И вот тогда понадобилась та работа, которую делала Наташа Трауберг. Когда у него не было физической возможности разъяснять азы христианства, он подбирал неофитам Честертона, Льюиса или Тейяра де Шардена. Позже сама Наташа скептически оценивала достигнутые успехи: «Теперь, оглядываясь назад, я часто думаю о том, что Льюис для самиздата был, может быть, не нужен. <...> Ощущение такое, что Льюис в Новой Деревне (1)не сработал(2). Видимо, это связано с тем, что состояние душ в 70-е годы не совпадало с его нравственной направленностью. Начиналось время повального, темного одиночества. Укреплялся явственный, тяжкий эгоизм. А сильнее проповедника против эгоцентризма, чем Льюис, не придумаешь. И многие его просто не восприняли» [16] .
Думаю, что это преувеличение. Хотя, признаюсь, в начале 1980-х годов я разделял точку зрения Наташи. В начале 1984 года, когда новодеревенский приход терзал КГБ, отца Александра вызывали на допросы едва ли не ежемесячно, а большинство прихожан разбежалось и попряталось, я задал ему вопрос, не являются ли бесплодными его пастырские усилия. Он спокойно ответил: «Я никогда не жалел о избранном пути. Он неотделимо сросся с моим существом и сейчас так же органичен, как цвет глаз или волос. Но действительность порой внушает грустные размышления. Тем не менее я об этом почти не думаю. Дело Церкви – дело Божие, а мы призваны реализовать свои силы для Нее, не ожидая плодов. То, что нужно – даст всходы рано или поздно. Неблестящий человеческий материал не аргумент. Раз даны такие люди, надо работать с ними. Да и не такие уж они безнадежные» [17] . Он понимал правоту Тютчева: «Нам не дано предугадать, / Как слово наше отзовется». О плодах и всходах будет судить Высший судия. В то, что тоталитарный колосс рухнул, вложена, пусть и малая, толика отца Александра и его прихожан. Одному из прихожан, рассказавшему ему о том, что они с другом еще в 9-м классе, подобно Герцену и Огареву, дали клятву на Воробьевых горах на всю жизнь беспощадно бороться с коммунизмом, он спокойно ответил: «Я не знаю более антикоммунистической книги, чем Евангелие».

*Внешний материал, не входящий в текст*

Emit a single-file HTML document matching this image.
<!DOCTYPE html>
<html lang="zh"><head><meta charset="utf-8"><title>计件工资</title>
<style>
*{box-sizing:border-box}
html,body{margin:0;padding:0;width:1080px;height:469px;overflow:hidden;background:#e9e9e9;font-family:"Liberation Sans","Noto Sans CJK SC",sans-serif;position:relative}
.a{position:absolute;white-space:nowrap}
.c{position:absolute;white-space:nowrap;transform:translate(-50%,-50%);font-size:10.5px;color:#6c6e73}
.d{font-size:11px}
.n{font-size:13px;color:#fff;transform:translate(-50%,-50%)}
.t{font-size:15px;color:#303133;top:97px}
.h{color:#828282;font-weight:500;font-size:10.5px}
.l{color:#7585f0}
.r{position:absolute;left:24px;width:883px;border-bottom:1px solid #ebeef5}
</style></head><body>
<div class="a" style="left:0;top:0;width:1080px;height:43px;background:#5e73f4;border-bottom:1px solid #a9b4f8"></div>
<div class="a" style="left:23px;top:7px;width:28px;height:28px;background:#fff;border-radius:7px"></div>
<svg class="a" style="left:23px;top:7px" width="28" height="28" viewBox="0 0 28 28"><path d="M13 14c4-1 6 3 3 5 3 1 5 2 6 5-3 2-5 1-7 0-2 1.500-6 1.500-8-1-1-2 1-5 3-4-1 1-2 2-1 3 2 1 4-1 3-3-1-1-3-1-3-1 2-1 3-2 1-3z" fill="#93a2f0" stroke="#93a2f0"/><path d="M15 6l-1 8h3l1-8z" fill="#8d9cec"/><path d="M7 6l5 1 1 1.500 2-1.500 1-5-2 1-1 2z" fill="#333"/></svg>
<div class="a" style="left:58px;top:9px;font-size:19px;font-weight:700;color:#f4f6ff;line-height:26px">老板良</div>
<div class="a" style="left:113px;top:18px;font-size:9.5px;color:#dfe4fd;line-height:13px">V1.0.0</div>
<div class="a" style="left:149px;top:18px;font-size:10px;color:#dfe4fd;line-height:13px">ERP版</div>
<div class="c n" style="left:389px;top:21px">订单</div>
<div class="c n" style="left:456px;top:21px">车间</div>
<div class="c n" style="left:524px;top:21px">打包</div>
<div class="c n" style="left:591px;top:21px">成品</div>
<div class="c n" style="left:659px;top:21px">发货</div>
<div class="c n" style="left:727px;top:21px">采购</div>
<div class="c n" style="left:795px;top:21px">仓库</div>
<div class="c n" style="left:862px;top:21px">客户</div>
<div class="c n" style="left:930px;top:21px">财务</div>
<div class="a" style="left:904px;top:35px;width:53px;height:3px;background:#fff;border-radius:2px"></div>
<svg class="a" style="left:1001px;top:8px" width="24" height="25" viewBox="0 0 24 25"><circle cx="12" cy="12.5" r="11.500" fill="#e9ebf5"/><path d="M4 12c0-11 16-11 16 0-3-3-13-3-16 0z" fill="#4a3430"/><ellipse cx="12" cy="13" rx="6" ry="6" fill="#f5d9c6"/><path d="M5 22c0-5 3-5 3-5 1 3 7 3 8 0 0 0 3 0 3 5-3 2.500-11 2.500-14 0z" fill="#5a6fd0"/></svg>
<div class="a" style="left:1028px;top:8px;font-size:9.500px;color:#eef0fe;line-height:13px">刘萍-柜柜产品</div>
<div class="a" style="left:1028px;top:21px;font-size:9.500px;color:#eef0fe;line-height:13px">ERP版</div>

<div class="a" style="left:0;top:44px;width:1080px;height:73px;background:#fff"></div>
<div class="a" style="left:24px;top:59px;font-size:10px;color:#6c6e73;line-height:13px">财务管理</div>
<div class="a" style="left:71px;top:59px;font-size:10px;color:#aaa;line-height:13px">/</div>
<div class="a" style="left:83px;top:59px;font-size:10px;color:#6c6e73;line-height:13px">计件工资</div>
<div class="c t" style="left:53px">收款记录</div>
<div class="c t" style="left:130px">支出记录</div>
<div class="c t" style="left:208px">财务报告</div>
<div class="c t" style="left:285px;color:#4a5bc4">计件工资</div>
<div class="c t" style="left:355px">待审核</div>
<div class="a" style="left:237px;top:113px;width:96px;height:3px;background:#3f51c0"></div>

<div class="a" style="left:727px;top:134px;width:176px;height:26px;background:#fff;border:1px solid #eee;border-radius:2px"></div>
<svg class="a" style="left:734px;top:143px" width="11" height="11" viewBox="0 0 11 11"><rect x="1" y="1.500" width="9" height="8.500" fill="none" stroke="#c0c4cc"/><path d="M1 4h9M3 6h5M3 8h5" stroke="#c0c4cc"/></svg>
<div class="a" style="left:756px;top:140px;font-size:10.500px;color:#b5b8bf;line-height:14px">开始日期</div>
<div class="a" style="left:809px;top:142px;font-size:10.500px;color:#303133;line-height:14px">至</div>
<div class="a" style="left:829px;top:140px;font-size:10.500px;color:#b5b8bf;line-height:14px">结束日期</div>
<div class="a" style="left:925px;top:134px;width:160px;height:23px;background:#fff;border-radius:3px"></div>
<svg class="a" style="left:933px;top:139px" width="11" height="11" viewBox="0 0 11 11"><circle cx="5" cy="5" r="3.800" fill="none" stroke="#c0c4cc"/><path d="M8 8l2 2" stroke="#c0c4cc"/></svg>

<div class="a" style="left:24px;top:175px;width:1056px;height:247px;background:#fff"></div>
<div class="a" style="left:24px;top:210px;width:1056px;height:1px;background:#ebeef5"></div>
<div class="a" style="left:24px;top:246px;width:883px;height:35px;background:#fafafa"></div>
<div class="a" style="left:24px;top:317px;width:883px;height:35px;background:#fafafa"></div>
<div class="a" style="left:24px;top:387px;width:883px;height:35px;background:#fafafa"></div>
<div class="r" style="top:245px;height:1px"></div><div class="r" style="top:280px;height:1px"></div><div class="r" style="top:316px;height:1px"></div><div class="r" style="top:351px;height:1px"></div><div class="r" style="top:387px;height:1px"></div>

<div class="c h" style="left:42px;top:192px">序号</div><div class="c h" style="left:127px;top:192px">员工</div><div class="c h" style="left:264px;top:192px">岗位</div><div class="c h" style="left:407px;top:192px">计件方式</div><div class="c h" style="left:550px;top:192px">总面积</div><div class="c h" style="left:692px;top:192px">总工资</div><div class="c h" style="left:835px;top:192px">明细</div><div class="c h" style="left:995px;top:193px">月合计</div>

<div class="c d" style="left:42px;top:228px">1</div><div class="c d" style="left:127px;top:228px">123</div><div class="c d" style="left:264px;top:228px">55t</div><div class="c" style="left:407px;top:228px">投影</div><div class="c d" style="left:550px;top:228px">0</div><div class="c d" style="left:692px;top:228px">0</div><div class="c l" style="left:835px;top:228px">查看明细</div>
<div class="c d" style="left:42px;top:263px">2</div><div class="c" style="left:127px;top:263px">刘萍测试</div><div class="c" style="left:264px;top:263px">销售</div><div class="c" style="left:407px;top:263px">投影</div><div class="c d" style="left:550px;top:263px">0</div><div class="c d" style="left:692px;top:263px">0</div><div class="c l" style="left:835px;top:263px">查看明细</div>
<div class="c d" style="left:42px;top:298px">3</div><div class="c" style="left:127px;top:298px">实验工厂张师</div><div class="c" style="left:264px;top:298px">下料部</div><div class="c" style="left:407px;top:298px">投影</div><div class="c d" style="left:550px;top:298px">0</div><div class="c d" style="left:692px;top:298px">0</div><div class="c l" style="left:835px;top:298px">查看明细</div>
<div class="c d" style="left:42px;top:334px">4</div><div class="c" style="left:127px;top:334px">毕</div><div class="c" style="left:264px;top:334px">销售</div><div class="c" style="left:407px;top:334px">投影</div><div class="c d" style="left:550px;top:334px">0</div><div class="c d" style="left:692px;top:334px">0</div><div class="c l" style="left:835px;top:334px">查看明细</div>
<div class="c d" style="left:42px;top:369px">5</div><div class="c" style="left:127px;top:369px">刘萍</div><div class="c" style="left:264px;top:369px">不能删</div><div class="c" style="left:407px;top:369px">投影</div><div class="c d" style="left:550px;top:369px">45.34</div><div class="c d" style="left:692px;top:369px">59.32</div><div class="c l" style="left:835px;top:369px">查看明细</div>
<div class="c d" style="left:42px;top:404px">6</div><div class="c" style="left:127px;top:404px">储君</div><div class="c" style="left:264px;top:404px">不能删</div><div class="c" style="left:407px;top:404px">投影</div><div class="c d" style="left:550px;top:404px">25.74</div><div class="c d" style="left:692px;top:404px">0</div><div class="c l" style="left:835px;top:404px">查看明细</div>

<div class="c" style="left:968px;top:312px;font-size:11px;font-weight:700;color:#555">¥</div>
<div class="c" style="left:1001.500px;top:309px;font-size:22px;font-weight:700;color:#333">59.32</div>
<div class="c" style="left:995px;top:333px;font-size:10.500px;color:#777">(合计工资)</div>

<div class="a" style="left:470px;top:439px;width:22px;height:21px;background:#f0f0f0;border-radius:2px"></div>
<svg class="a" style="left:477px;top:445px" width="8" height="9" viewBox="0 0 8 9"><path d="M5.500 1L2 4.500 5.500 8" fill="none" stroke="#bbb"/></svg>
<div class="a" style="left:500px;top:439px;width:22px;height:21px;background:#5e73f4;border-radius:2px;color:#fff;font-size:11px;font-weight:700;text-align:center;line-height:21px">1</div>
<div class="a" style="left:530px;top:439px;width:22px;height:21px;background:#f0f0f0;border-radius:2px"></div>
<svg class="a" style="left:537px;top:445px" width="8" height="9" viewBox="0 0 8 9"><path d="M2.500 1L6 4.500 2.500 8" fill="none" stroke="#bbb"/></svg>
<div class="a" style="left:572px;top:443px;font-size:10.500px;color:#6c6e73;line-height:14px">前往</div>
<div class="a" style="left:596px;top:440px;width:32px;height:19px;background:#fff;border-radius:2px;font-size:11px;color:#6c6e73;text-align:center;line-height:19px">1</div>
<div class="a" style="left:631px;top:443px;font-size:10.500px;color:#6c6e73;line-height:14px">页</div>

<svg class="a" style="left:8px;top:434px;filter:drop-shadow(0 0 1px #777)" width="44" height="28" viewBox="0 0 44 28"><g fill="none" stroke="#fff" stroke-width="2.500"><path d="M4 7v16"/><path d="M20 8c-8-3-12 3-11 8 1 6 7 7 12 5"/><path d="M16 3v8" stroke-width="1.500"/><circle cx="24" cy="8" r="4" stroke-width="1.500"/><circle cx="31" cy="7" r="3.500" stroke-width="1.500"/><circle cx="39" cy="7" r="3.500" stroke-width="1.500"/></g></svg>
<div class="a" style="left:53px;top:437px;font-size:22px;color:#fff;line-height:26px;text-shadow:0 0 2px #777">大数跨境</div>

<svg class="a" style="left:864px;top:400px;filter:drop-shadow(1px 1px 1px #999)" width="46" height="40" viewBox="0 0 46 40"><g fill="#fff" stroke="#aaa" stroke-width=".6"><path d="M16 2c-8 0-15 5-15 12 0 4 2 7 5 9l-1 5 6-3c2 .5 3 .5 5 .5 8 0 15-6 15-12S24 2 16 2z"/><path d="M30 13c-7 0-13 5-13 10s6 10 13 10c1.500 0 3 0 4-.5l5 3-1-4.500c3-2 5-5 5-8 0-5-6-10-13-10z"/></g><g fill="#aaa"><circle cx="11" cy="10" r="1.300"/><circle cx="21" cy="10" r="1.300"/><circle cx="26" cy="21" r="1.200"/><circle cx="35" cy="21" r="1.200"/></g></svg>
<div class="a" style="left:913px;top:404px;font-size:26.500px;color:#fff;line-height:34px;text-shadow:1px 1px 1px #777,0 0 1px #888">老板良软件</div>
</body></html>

Необходимо согласиться с Наташей, что в начале 1970-х годов мы с большим вниманием следили за борьбой диссидентов и читали открытые письма Александра Солженицына и Андрея Сахарова. Но все-таки большая часть прихожан отца Александра прислушивалась к его словам и кропотливо занималась самообразованием, в том числе и богословским. Этому немало способствовали Честертон и Льюис. Наталкиваясь в их произведениях на ссылки на кардинала Ньюмэна [18] или на Фому Аквината, мы искали их работы, чтобы восстановить разорванную связь времен. И пусть этим занимались лишь десятки прихожан, процесс духовного освобождения все же продолжался.